A forma correta de atrair os jovens para a igreja, diz, é “pregar o amor de Deus, não a religião”. Outra questão, afirma, é que a igreja não deve fugir de assuntos relacionados aos jovens, “sexo, namoro, a realidade dos jovens”.

"Prazeres pecaminosos" - O secretário administrativo Elizeu dos Santos, 22, veio de Sete Quedas, a 471 km de Campo Grande com a esposa e quatro jovens meninas sob os cuidados dos dois. Elizeu descreve a si mesmo como religioso desde criança, levado à igreja pelos pais. A Batista Nacional ele frequenta há 3 anos.

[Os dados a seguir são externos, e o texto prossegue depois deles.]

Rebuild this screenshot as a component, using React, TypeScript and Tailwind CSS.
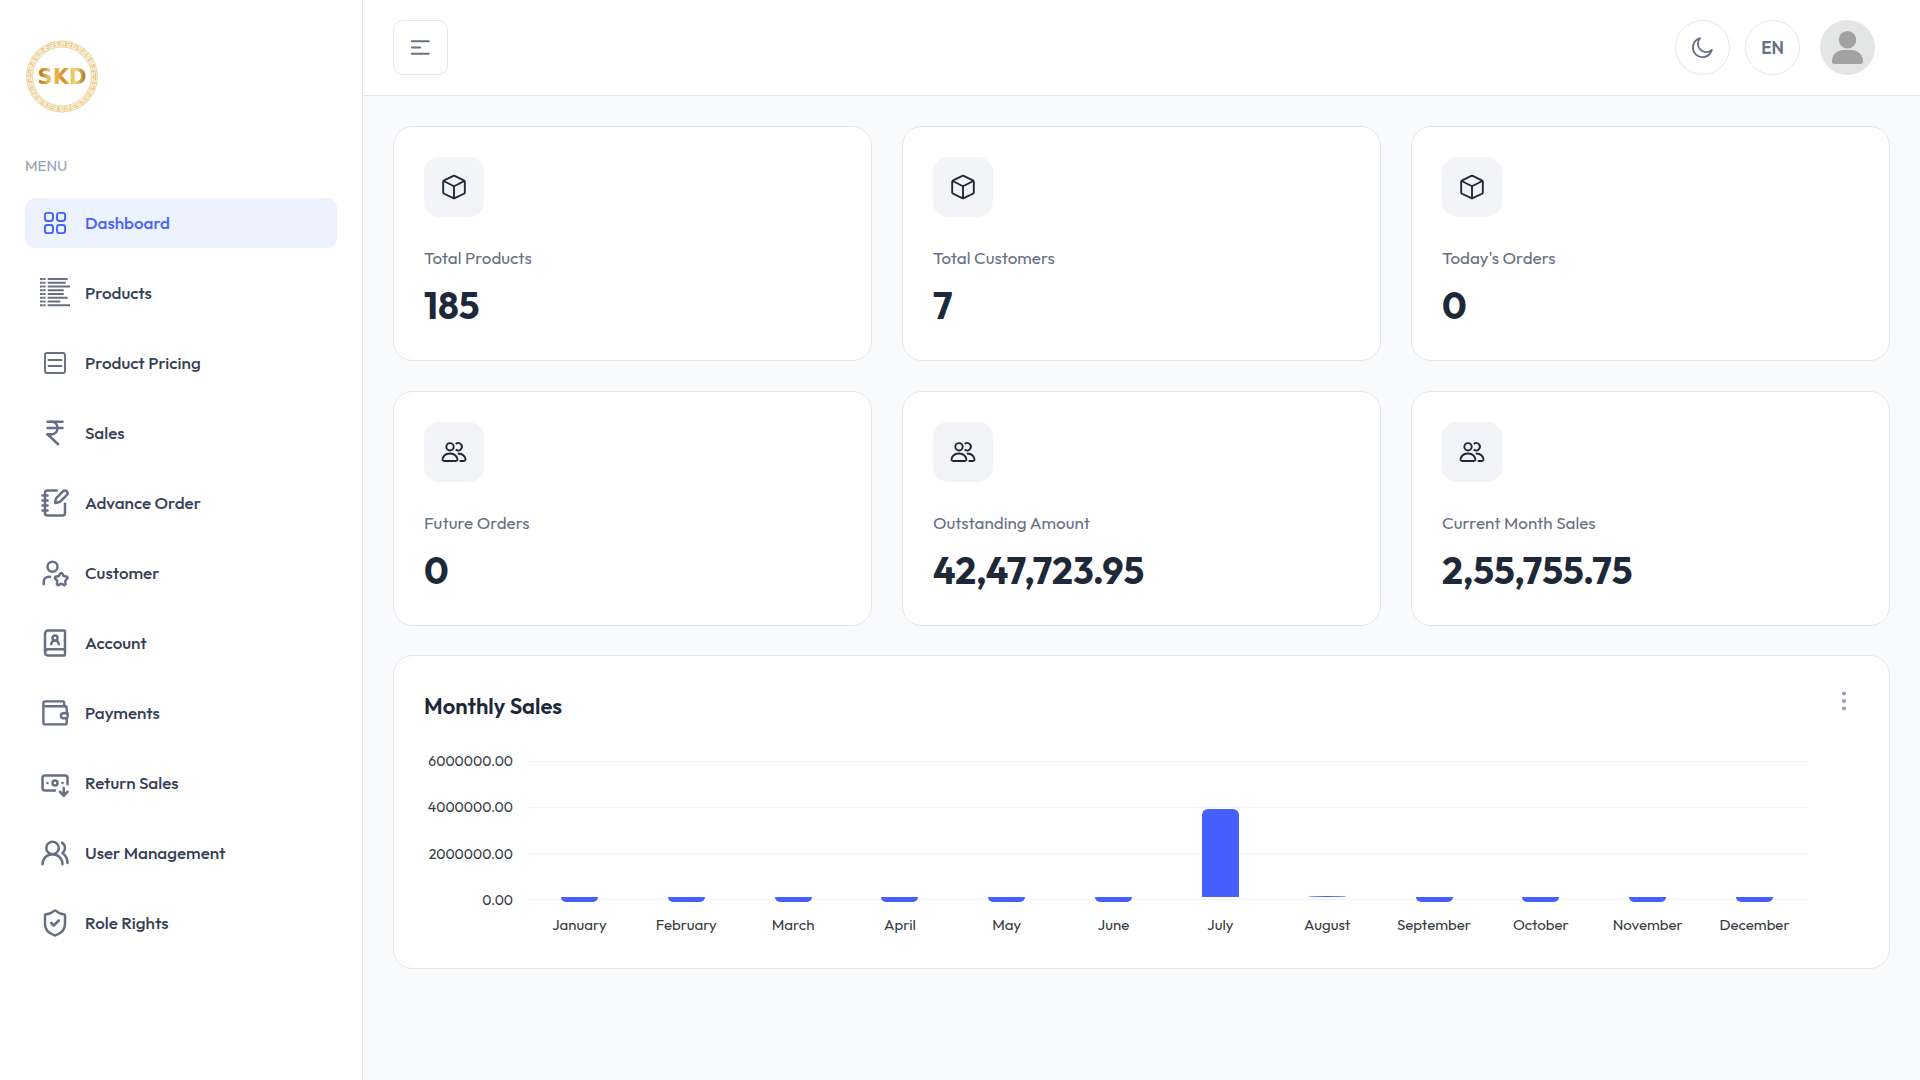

Afirma ter se aproximado da igreja em razão do “fogo do espírito santo e o cuidado que ele tem com as pessoas”. “Depois da Batista aprendi que não devemos ser religiosos, mas simplesmente cristãos”.

Elizeu acredita que o Carnaval representa um universo de pecados. “Ele praticamente leva nosso jovens e adultos a se curvarem diante de um mundo de libertinagem, que acabam cultuando prazeres pecaminosos deste mundo. Acabam se esquecendo de Deus”.

O jovem sintetiza que a igreja, para reunir mais jovens, deve “resgatá-los” e “pregar o evangelho simples de Jesus”.